Starring  Spencer Tracy, Jeffrey Hunter, Dianne Foster, Pat O’Brien, Basil Rathbone

Written by  Frank S Nugent   

Produced by  John Ford

Duration  121 minutes   

   


 


Sick Boy: "It's certainly a phenomenon in all walks of life."

Mark Renton: "What do you mean?"

Sick Boy: "Well, at one time, you’ve got it, and then you lose it, and it’s gone forever."

Mark Renton: "So we all get old and then we can’t hack it anymore. Is that it? That’s your theory?"

Sick Boy: "Yeah."

 

That exchange is from mainline-chasing slice of Edinburgh wit TRAINSPOTTING. Now, it’s been a while since I read the book, but I’m pretty sure this dialogue was invented for the film by screenwriter John Hodge (in one of the greatest ever novel to film adaptations), just like Sick Boy’s Sean Connery fixation.

That means it would have been shortly after the film’s release in 1996 that Quentin Tarantino heard these words – and you can be certain that he did go and see TRAINSPOTTING, cinephile that he is. This would have been during the lull after the one-two punch of RESERVOIR DOGS and PULP FICTION, when QT was escaping into his Elmore Leonard back catalogue, trying to drown out his increasing anxiety that having avoided a sophomore slump, surely he wouldn't be so lucky with his third film ( ... a senior slump?)

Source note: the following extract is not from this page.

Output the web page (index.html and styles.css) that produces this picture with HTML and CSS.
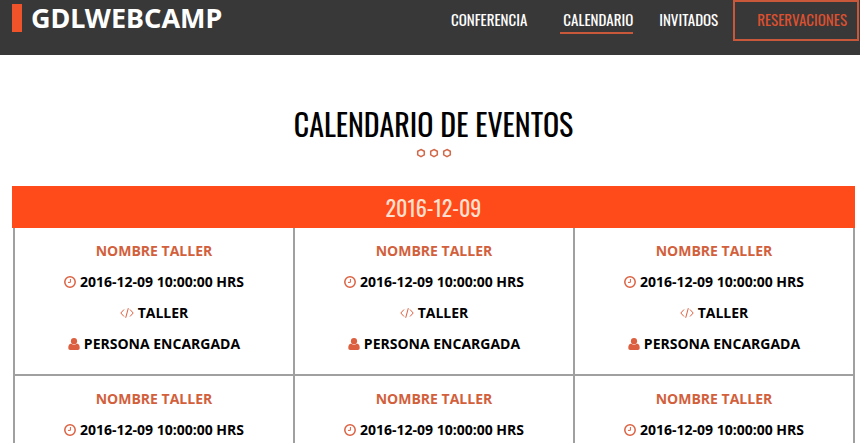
FILE: index.html
```
<!DOCTYPE html>
<html lang="es">
<head>
<meta charset="utf-8">
<meta name="viewport" content="width=device-width, initial-scale=1">
<title>GDLWEBCAMP</title>
<link rel="stylesheet" href="styles.css">
</head>
<body>
<svg class="sprite" aria-hidden="true">
  <symbol id="clock" viewBox="0 0 12 12"><circle cx="6" cy="6" r="5.200" fill="none" stroke="currentColor" stroke-width="1.500"/><path d="M6.400 3v3.400H4" fill="none" stroke="currentColor"/></symbol>
  <symbol id="code" viewBox="0 0 14 12"><path d="M4 2.500.8 6 4 9.500M10 2.500 13.200 6 10 9.500M8.300 1.200 5.700 10.800" fill="none" stroke="currentColor"/></symbol>
  <symbol id="user" viewBox="0 0 12 12"><circle cx="6" cy="3.200" r="3.100" fill="currentColor"/><path d="M3.200 5.500C1 5.800.3 7.800.3 9.800.3 11.200 1 12 2.200 12h7.600c1.200 0 1.900-.8 1.900-2.200 0-2-.7-4-2.900-4.300C7.200 7.200 4.800 7.200 3.200 5.500z" fill="currentColor"/></symbol>
  <symbol id="dots" viewBox="0 0 36 10"><g fill="none" stroke="#d2694a" stroke-width="1.500"><path d="M5 1.500 8.300 3.300v3.600L5 8.700 1.700 6.900V3.300z"/><path d="M18 1.500l3.300 1.800v3.600L18 8.700l-3.300-1.800V3.300z"/><path d="M31 1.500l3.300 1.800v3.600L31 8.700l-3.300-1.800V3.300z"/></g></symbol>
</svg>
<header class="bar">
  <a class="logo" href="#">GDLWEBCAMP</a>
  <nav class="nav">
    <a href="#">CONFERENCIA</a>
    <a class="active" href="#">CALENDARIO</a>
    <a href="#">INVITADOS</a>
    <a class="reserve" href="#">RESERVACIONES</a>
  </nav>
</header>
<main class="calendar">
  <h1>CALENDARIO DE EVENTOS</h1>
  <svg class="dots" aria-hidden="true"><use href="#dots"/></svg>
  <section class="day">
    <h2>2016-12-09</h2>
    <div class="events">
      <article class="event"><h3>NOMBRE TALLER</h3><p><svg class="icon"><use href="#clock"/></svg>2016-12-09 10:00:00 HRS</p><p><svg class="icon code"><use href="#code"/></svg>TALLER</p><p><svg class="icon"><use href="#user"/></svg>PERSONA ENCARGADA</p></article>
      <article class="event"><h3>NOMBRE TALLER</h3><p><svg class="icon"><use href="#clock"/></svg>2016-12-09 10:00:00 HRS</p><p><svg class="icon code"><use href="#code"/></svg>TALLER</p><p><svg class="icon"><use href="#user"/></svg>PERSONA ENCARGADA</p></article>
      <article class="event"><h3>NOMBRE TALLER</h3><p><svg class="icon"><use href="#clock"/></svg>2016-12-09 10:00:00 HRS</p><p><svg class="icon code"><use href="#code"/></svg>TALLER</p><p><svg class="icon"><use href="#user"/></svg>PERSONA ENCARGADA</p></article>
      <article class="event"><h3>NOMBRE TALLER</h3><p><svg class="icon"><use href="#clock"/></svg>2016-12-09 10:00:00 HRS</p></article>
      <article class="event"><h3>NOMBRE TALLER</h3><p><svg class="icon"><use href="#clock"/></svg>2016-12-09 10:00:00 HRS</p></article>
      <article class="event"><h3>NOMBRE TALLER</h3><p><svg class="icon"><use href="#clock"/></svg>2016-12-09 10:00:00 HRS</p></article>
    </div>
  </section>
</main>
</body>
</html>
```
FILE: styles.css
```
* { box-sizing: border-box; }
body { margin: 0; background: #fff; color: #000; font-family: "Open Sans", sans-serif; }
h1, h2, h3, p { margin: 0; }
a { color: inherit; text-decoration: none; }
.sprite { position: absolute; width: 0; height: 0; }
.bar { display: flex; justify-content: space-between; align-items: flex-start; background: #383838; color: #fff; padding: 0 1px 14px 12px; }
.logo { margin-top: 4px; border-left: 10px solid #f0532a; padding-left: 9px; font-family: "Noto Sans", sans-serif; font-size: 27px; line-height: 28px; font-weight: 700; }
.nav, h1, h2 { font-family: Oswald, "Roboto Condensed", "Liberation Sans Narrow", sans-serif; font-weight: 400; }
.nav { display: flex; align-items: flex-start; gap: 15px; font-size: 15px; line-height: 20px; }
.nav a { padding-top: 9px; }
.nav .active { border-bottom: 2px solid #c9583a; margin: 0 11px 0 18px; padding: 9px 0 3px 3px; }
.nav .reserve { color: #dc5030; border: 2px solid #c9583a; padding: 7px 10px 10px 22px; }
.calendar { padding: 49px 5px 0 12px; text-align: center; }
h1 { font-size: 30px; line-height: 40px; }
.dots { display: block; width: 36px; height: 10px; margin: 4px auto 28px; }
h2 { background: #ff4b1a; color: #ffe0d0; font-size: 22px; line-height: 42px; }
.events { display: grid; grid-template-columns: repeat(3, 1fr); border-left: 2px solid #a0a0a0; margin-left: 1px; }
.event { border-right: 2px solid #a0a0a0; border-bottom: 2px solid #a0a0a0; padding: 7px 0 15px; font-size: 14px; line-height: 31px; font-weight: 700; }
h3 { color: #d2603c; font-size: 14px; font-weight: 700; }
.event p { display: flex; justify-content: center; align-items: center; gap: 4px; }
.icon { width: 12px; height: 12px; color: #dc6040; }
.icon.code { width: 14px; }
```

It wasn’t until 2012 during press for DJANGO UNCHAINED that Quentin revealed that he intends to only direct 10 films, clarifying subsequently "I like the idea of leaving them wanting a bit more... I want to go out while I’m still hard."

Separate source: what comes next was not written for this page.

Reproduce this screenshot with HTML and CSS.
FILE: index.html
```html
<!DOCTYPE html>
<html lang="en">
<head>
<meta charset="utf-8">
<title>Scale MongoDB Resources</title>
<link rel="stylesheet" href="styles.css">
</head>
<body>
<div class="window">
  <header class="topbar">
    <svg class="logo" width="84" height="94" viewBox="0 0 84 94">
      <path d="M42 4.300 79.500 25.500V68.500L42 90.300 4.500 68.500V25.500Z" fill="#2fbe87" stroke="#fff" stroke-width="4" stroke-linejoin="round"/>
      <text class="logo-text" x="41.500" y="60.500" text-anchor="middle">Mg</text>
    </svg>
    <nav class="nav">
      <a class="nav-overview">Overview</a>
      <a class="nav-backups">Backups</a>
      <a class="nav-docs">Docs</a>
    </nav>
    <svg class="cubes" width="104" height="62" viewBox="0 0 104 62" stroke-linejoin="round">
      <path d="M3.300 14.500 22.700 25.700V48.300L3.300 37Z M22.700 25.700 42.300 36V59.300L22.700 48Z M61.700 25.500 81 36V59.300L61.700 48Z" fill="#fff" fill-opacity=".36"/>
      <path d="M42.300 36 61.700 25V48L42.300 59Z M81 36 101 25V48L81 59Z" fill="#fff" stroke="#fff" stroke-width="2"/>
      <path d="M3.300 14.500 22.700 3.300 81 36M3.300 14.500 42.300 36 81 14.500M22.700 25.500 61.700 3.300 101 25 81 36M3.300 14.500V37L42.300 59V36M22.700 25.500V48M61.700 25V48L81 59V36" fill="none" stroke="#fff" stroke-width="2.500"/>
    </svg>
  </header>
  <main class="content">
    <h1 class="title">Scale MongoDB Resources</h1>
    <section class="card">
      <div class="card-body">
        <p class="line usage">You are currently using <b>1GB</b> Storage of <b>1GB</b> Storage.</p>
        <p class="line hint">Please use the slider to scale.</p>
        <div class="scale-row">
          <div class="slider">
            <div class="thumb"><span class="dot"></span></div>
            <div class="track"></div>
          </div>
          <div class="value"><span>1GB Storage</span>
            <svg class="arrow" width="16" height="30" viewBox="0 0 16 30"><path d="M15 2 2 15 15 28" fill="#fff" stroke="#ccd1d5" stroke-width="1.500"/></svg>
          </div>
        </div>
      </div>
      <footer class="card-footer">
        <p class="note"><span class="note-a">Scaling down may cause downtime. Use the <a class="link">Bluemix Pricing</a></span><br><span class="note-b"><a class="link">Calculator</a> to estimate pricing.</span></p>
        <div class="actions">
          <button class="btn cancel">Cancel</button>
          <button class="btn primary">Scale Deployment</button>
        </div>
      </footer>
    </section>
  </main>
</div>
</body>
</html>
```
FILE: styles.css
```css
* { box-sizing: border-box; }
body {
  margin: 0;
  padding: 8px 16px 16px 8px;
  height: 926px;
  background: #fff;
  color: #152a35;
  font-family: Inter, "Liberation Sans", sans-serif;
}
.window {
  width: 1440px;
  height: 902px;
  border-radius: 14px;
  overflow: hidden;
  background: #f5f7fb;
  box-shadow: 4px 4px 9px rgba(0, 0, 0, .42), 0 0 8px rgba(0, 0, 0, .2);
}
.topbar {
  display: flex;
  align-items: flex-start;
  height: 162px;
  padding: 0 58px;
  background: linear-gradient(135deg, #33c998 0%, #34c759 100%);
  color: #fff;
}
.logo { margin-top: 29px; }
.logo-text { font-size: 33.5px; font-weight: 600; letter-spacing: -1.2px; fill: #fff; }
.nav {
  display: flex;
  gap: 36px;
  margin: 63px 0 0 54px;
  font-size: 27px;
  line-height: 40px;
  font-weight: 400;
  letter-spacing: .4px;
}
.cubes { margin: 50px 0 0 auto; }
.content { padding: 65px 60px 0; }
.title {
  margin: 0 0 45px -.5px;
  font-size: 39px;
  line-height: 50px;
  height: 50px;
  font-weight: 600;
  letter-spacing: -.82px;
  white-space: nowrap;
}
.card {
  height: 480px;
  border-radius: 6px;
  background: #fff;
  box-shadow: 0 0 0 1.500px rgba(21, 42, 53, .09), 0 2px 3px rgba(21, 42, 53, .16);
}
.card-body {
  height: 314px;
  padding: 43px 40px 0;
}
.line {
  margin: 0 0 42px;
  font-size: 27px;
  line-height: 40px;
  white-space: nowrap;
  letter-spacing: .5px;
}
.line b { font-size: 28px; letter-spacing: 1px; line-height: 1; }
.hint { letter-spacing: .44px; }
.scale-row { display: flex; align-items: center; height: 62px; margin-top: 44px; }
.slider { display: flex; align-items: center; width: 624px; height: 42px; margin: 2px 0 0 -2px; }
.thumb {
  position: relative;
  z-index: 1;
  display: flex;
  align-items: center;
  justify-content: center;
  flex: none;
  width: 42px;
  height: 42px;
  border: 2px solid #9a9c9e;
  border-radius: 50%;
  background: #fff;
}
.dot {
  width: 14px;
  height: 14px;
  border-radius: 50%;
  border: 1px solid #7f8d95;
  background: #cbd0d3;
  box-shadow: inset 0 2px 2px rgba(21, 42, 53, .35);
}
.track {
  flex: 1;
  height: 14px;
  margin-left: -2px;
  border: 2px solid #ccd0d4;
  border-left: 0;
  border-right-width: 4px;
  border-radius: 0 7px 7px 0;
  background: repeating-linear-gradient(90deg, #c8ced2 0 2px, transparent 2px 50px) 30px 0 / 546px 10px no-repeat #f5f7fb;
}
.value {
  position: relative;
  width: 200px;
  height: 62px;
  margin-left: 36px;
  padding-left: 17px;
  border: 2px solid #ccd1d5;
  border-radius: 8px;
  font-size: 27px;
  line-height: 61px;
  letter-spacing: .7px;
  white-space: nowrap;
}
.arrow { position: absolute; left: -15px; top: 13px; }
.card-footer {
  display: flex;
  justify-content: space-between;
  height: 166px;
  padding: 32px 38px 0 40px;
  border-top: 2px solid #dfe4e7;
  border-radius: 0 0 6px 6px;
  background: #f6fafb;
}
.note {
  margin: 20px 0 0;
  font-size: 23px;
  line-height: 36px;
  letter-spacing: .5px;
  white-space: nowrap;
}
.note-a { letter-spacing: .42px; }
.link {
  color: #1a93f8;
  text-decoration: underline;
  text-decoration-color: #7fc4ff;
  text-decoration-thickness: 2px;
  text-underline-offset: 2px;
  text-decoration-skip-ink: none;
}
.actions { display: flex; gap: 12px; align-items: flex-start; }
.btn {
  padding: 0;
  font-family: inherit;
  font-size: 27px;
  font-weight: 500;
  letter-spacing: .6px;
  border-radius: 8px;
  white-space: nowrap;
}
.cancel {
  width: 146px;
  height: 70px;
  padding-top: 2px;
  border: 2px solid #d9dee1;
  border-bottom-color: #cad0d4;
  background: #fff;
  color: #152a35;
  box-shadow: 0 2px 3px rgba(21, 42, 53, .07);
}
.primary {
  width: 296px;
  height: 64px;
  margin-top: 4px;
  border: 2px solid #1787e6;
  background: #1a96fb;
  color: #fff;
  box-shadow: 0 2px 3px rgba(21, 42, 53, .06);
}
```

So I’m certain that the Tennessee native would have nodded along with Sick Boy’s claims while he sat there watching the quirky little British movie everyone was talking about. But I’m equally sure that the writer-director already had a list of directors whose careers he wanted to emulate  but whose finales he wished to avoid.


Spencer Tracy in The Last Hurrah


Was he thinking of Sam Peckinpah? CONVOY had been a paycheque job, and though a successful one, it was hardly THE WILD BUNCH. But THE OSTERMAN WEEKEND was just a total mess and an embarrassing note to go out on. Or how about Billy Wilder? Did the legend who made DOUBLE INDEMNITY, THE LOST WEEKEND, SUNSET BOULEVARD, ACE IN THE HOLE, STALAG 17, SOME LIKE IT HOT and THE APARTMENT really limp to the finish line with THE FRONT PAGE, FEDORA and BUDDY BUDDY?

Or maybe, just maybe, Tarantino was thinking of John Ford.

THE LAST HURRAH was not Ford’s final credit. But it’s widely seen as the start of his career descent, having peaked with THE SEARCHERS in 1956 and with nowhere left to go from there but down. There would not be another MY DARLING CLEMANTINE or THE GRAPES OF WRATH or RIO GRANDE, with only 1962’s THE MAN WHO SHOT LIBERTY VALANCE considered on par with his past glories.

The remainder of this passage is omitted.